Wilson Kneeshaw

Personal information
- Full name: Wilson Edgar James Kneeshaw
- Date of birth: 17 May 1994 (age 30)
- Place of birth: Darlington, England
- Position(s): Forward

Team information
- Current team: Ashington

Youth career
- 2005–2014: Middlesbrough

Senior career*
- Years: Team / Apps / (Gls)
- 2014–2015: ACS Poli Timișoara / 8 / (0)
- 2015: Darlington 1883 / 1 / (0)
- 2015–2016: Blyth Spartans / 20 / (8)
- 2016–2018: Sacramento Republic / 54 / (10)
- 2019: Darlington / 11 / (1)
- 2021–2022: Newcastle Independent / 21 / (24)
- 2022: Shildon / 12 / (1)
- 2023–: Ashington / 68 / (15)

= Wilson Kneeshaw =

English footballer

Wilson Edgar James Kneeshaw (born 17 May 1994) is an English footballer who plays as a forward for Ashington.

==Club career==
Kneeshaw began his career in Middlesbrough's youth system before playing for ACS Poli Timișoara in Liga I, the Romanian top division.
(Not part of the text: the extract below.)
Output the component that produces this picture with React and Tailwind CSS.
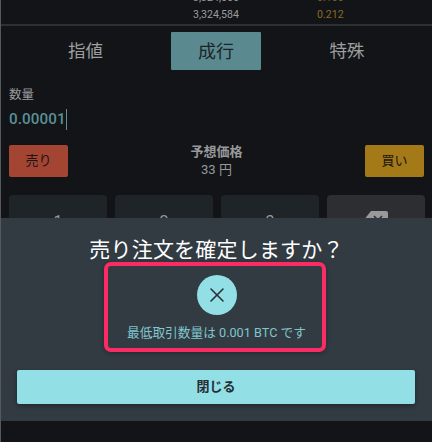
import React from 'react';
import { X } from 'lucide-react';

const Modal = () => (
  <div className="absolute left-0 right-0 top-[218px] h-[203px] bg-[#323a42] flex flex-col items-center">
    <h2 className="mt-[18px] h-[28px] text-[21px] leading-[28px] text-white tracking-[0.2px]">売り注文を確定しますか？</h2>
    <div className="-mt-[2px] mr-[3px] w-[222px] h-[90px] pl-[3px] border-4 border-[#fb2c63] rounded-[7px] shadow-[0_1px_4px_rgba(0,0,0,0.3)] flex flex-col items-center">
      <div className="mt-[9px] h-10 w-10 rounded-full bg-[#92dfe5] flex items-center justify-center">
        <X className="h-6 w-6 text-[#2a323a]" strokeWidth={1.6} />
      </div>
      <p className="mt-[10px] text-[12.7px] leading-[16px] text-[#7fc7cd] whitespace-nowrap">最低取引数量は 0.001 BTC です</p>
    </div>
    <div className="mt-[18px] w-full px-4">
      <button className="h-[34px] w-[398px] rounded-[2px] bg-[#92dfe5] text-[13px] font-bold text-[#262d34] shadow-[0_2px_4px_rgba(0,0,0,0.35)]">閉じる</button>
    </div>
  </div>
);

export default function App() {
  return (
    <div className="relative h-[442px] w-[432px] overflow-hidden bg-[#121418] border-l border-[#55585c] font-['Roboto','Noto_Sans_CJK_JP',sans-serif]">
      <div className="h-[24px] overflow-hidden border-b-2 border-[#2e3034] box-content">
        <div className="flex h-[14px] -mt-[9px] text-[10.6px] leading-[14px]">
          <span className="ml-[192px] w-[124px] text-[#9a9c9e]">3,324,666</span>
          <span className="text-[#7a5f20]">0.100</span>
        </div>
        <div className="flex h-[14px] mt-[3px] text-[10.6px] leading-[14px]">
          <span className="ml-[192px] w-[124px] text-[#9a9c9e]">3,324,584</span>
          <span className="text-[#8a6c1e]">0.212</span>
        </div>
      </div>

      <div className="mt-[6px] flex h-[38px] items-center text-[17.5px]">
        <div className="w-[170px] pr-[1px] text-center text-[#9c9e9f]">指値</div>
        <div className="flex h-[38px] w-[90px] items-center justify-center rounded-[1px] bg-[#5a8a8f] text-[18px] text-[#1d2327]">成行</div>
        <div className="w-[171px] pl-[1px] text-center text-[#9c9e9f]">特殊</div>
      </div>

      <div className="mt-[17px] pl-2">
        <div className="text-[12.5px] leading-[16px] text-[#97999b]">数量</div>
        <div className="mt-[6px] flex h-[20px] items-center">
          <span className="text-[15.2px] font-medium leading-[20px] tracking-[0.1px] text-[#5a9096]">0.00001</span>
          <span className="h-[21px] w-[1px] bg-[#5a9096]" />
        </div>
      </div>

      <div className="mt-[16px] flex items-start justify-between px-2">
        <button className="h-[32px] w-[59px] rounded-[2px] bg-[#a44432] text-[13px] text-[#1a1614]">売り</button>
        <div className="-mt-[2px] text-center text-[#97999b]">
          <div className="text-[13px] font-bold leading-[18px]">予想価格</div>
          <div className="text-[13px] leading-[18px]">33 円</div>
        </div>
        <button className="h-[32px] w-[59px] rounded-[2px] bg-[#a47a18] text-[13px] text-[#1a1614]">買い</button>
      </div>

      <div className="mt-[16px] grid grid-cols-[98px_98px_98px_98px] gap-x-[8px] px-2 text-[16px] text-[#97999b]">
        <div className="h-[70px] rounded-[4px] bg-[#1e2428] pt-[15px] text-center">1</div>
        <div className="h-[70px] rounded-[4px] bg-[#1e2428] pt-[15px] text-center">2</div>
        <div className="h-[70px] rounded-[4px] bg-[#1e2428] pt-[15px] text-center">3</div>
        <div className="flex h-[70px] justify-center rounded-[4px] bg-[#2c2e32] pt-[16px]">
          <svg width="26" height="20" viewBox="0 0 26 20">
            <path d="M8 0H23a2 2 0 0 1 2 2V18a2 2 0 0 1-2 2H8L0 10Z" fill="#97999b" />
            <path d="M11 5l8 8M19 5l-8 8" stroke="#2c2e32" strokeWidth="1.6" fill="none" />
          </svg>
        </div>
      </div>

      <Modal />
    </div>
  );
}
He then appeared for Darlington 1883 and Blyth Spartans in English non-league football and for United Soccer League team Sacramento Republic.

He joined National League North club Darlington in February 2019 on a short-term deal, and made 11 appearances before a ruptured Achilles tendon put a premature end to his season.

During the 2021–22 season, Kneeshaw featured for Northern Football Alliance side Newcastle Independent as they lifted the Division One league title. A year later, in June 2022, he then moved to Northern Football League side Shildon.

In August 2023, Kneeshaw joined Ashington.

==Personal life==
Kneeshaw's brother Jackson featured on the British reality TV series Ibiza Weekender.